Each line that holds the word "styles" counts once; give the total number of such lines and nothing else.

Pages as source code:
"""

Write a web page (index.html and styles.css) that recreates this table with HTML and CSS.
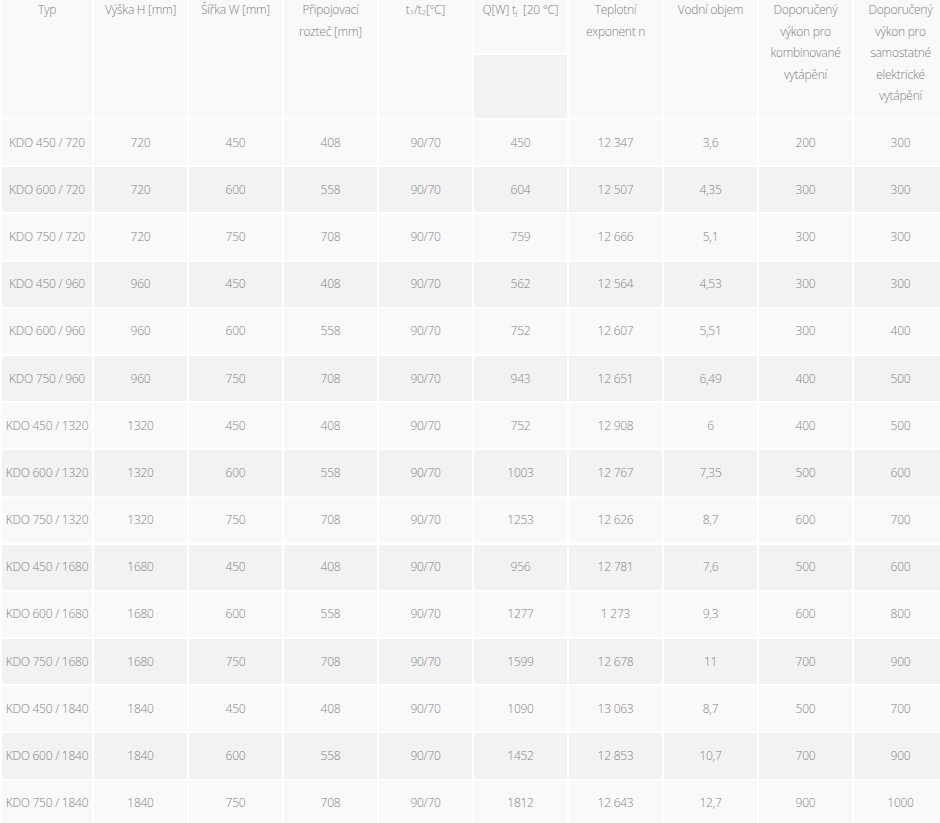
FILE: index.html
```html
<!DOCTYPE html>
<html lang="cs">
<head>
<meta charset="utf-8">
<title>KDO</title>
<link rel="stylesheet" href="styles.css">
</head>
<body>
<table class="spec">
  <colgroup>
    <col class="c-first"><col class="c"><col class="c"><col class="c"><col class="c"><col class="c"><col class="c"><col class="c"><col class="c"><col class="c">
  </colgroup>
  <thead>
    <tr>
      <th>Typ</th>
      <th>Výška H [mm]</th>
      <th>Šířka W [mm]</th>
      <th>Připojovací rozteč [mm]</th>
      <th>t<sub>1</sub>/t<sub>2</sub>[°C]</th>
      <th class="q"><div class="q-label">Q[W] t<sub>j</sub> &nbsp;[20 °C]</div><div class="q-box"></div></th>
      <th>Teplotní exponent n</th>
      <th>Vodní objem</th>
      <th>Doporučený výkon pro kombinované vytápění</th>
      <th>Doporučený výkon pro samostatné elektrické vytápění</th>
    </tr>
  </thead>
  <tbody>
    <tr><td>KDO 450 / 720</td><td>720</td><td>450</td><td>408</td><td>90/70</td><td>450</td><td>12 347</td><td>3,6</td><td>200</td><td>300</td></tr>
    <tr><td>KDO 600 / 720</td><td>720</td><td>600</td><td>558</td><td>90/70</td><td>604</td><td>12 507</td><td>4,35</td><td>300</td><td>300</td></tr>
    <tr><td>KDO 750 / 720</td><td>720</td><td>750</td><td>708</td><td>90/70</td><td>759</td><td>12 666</td><td>5,1</td><td>300</td><td>300</td></tr>
    <tr><td>KDO 450 / 960</td><td>960</td><td>450</td><td>408</td><td>90/70</td><td>562</td><td>12 564</td><td>4,53</td><td>300</td><td>300</td></tr>
    <tr><td>KDO 600 / 960</td><td>960</td><td>600</td><td>558</td><td>90/70</td><td>752</td><td>12 607</td><td>5,51</td><td>300</td><td>400</td></tr>
    <tr><td>KDO 750 / 960</td><td>960</td><td>750</td><td>708</td><td>90/70</td><td>943</td><td>12 651</td><td>6,49</td><td>400</td><td>500</td></tr>
    <tr><td>KDO 450 / 1320</td><td>1320</td><td>450</td><td>408</td><td>90/70</td><td>752</td><td>12 908</td><td>6</td><td>400</td><td>500</td></tr>
    <tr><td>KDO 600 / 1320</td><td>1320</td><td>600</td><td>558</td><td>90/70</td><td>1003</td><td>12 767</td><td>7,35</td><td>500</td><td>600</td></tr>
    <tr><td>KDO 750 / 1320</td><td>1320</td><td>750</td><td>708</td><td>90/70</td><td>1253</td><td>12 626</td><td>8,7</td><td>600</td><td>700</td></tr>
    <tr><td>KDO 450 / 1680</td><td>1680</td><td>450</td><td>408</td><td>90/70</td><td>956</td><td>12 781</td><td>7,6</td><td>500</td><td>600</td></tr>
    <tr><td>KDO 600 / 1680</td><td>1680</td><td>600</td><td>558</td><td>90/70</td><td>1277</td><td>1 273</td><td>9,3</td><td>600</td><td>800</td></tr>
    <tr><td>KDO 750 / 1680</td><td>1680</td><td>750</td><td>708</td><td>90/70</td><td>1599</td><td>12 678</td><td>11</td><td>700</td><td>900</td></tr>
    <tr><td>KDO 450 / 1840</td><td>1840</td><td>450</td><td>408</td><td>90/70</td><td>1090</td><td>13 063</td><td>8,7</td><td>500</td><td>700</td></tr>
    <tr><td>KDO 600 / 1840</td><td>1840</td><td>600</td><td>558</td><td>90/70</td><td>1452</td><td>12 853</td><td>10,7</td><td>700</td><td>900</td></tr>
    <tr><td>KDO 750 / 1840</td><td>1840</td><td>750</td><td>708</td><td>90/70</td><td>1812</td><td>12 643</td><td>12,7</td><td>900</td><td>1000</td></tr>
  </tbody>
</table>
</body>
</html>
```
FILE: styles.css
```css
html, body {
  margin: 0;
  padding: 0;
  background: #ffffff;
  overflow: hidden;
}

.spec {
  margin-top: -3px;
  width: 949px;
  table-layout: fixed;
  border-collapse: collapse;
  font-family: "Open Sans", "Liberation Sans", sans-serif;
  font-size: 12px;
  font-weight: 300;
  letter-spacing: -0.25px;
  color: #838383;
}

.c-first { width: 92px; }
.c { width: 95px; }

.spec th,
.spec td {
  border: 2px solid #ffffff;
  text-align: center;
  padding: 0 2px;
}

.spec th {
  font-weight: 300;
  vertical-align: top;
  line-height: 21.6px;
  height: 117px;
  background: #f9f9f9;
  color: #808080;
}

.spec th sub {
  font-size: 8px;
  vertical-align: baseline;
  position: relative;
  top: 1px;
}

.spec th.q {
  padding: 0;
}

.q-label {
  height: 54px;
  padding: 0 2px;
}

.q-box {
  height: 63px;
  border-top: 2px solid #ffffff;
  background: #f2f2f2;
}

.spec td {
  height: 45.2px;
  vertical-align: middle;
  line-height: 18px;
  white-space: nowrap;
}

.spec tbody tr:nth-child(odd) td { background: #f9f9f9; }
.spec tbody tr:nth-child(even) td { background: #f2f2f2; }
```
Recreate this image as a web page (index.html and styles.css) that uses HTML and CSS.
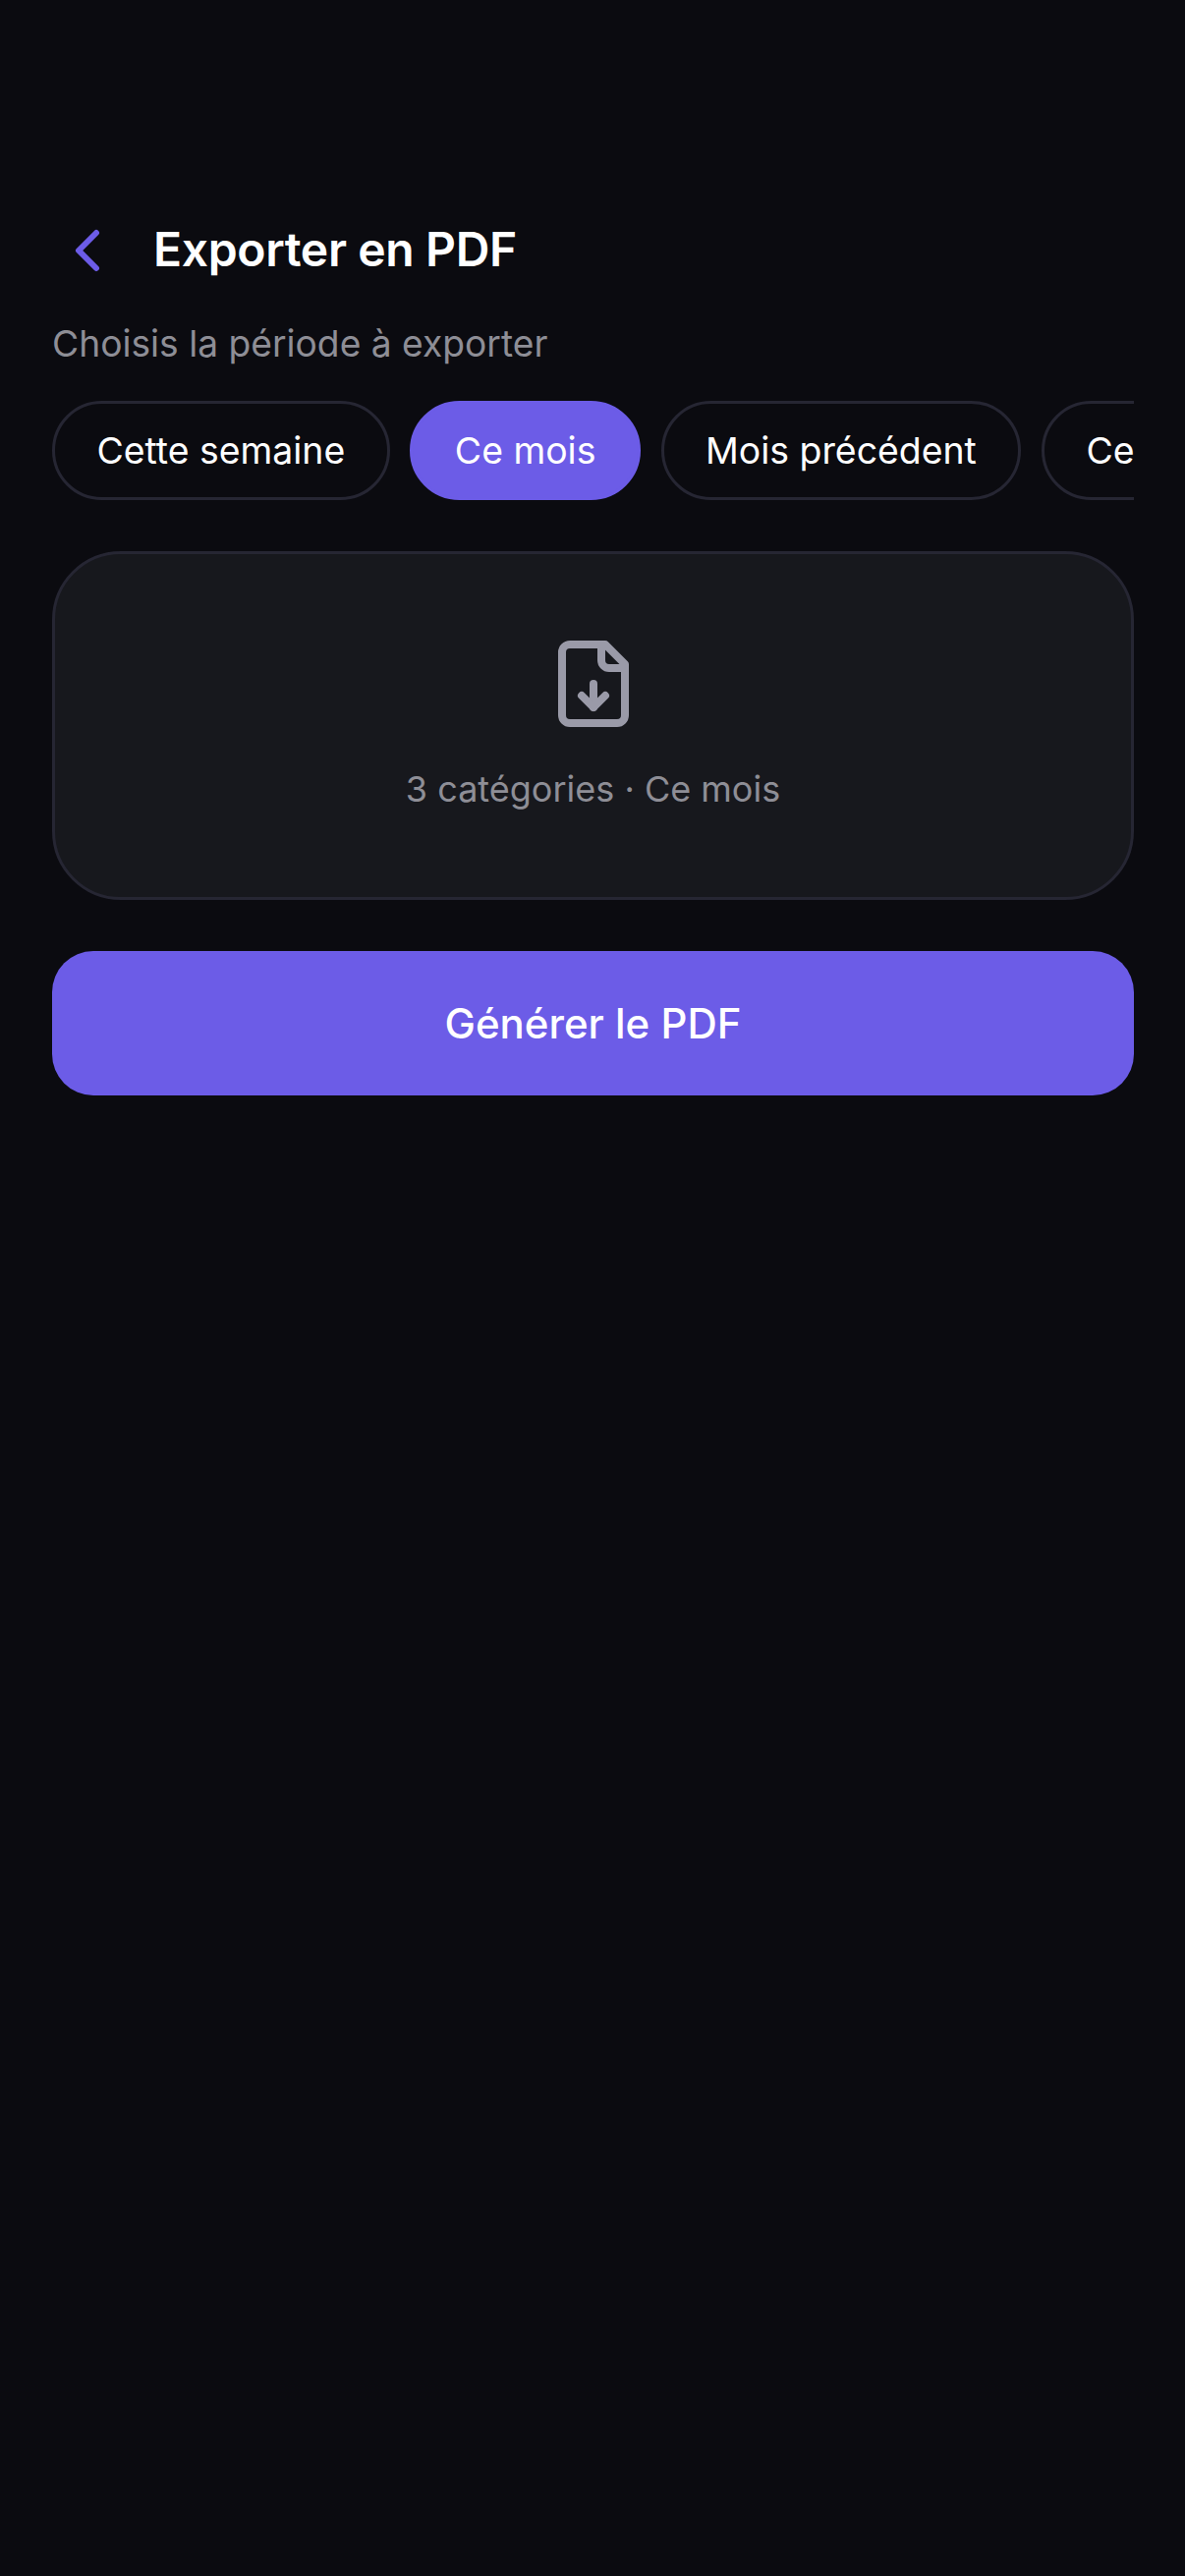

"""

# CORRECT RESPONSE:
4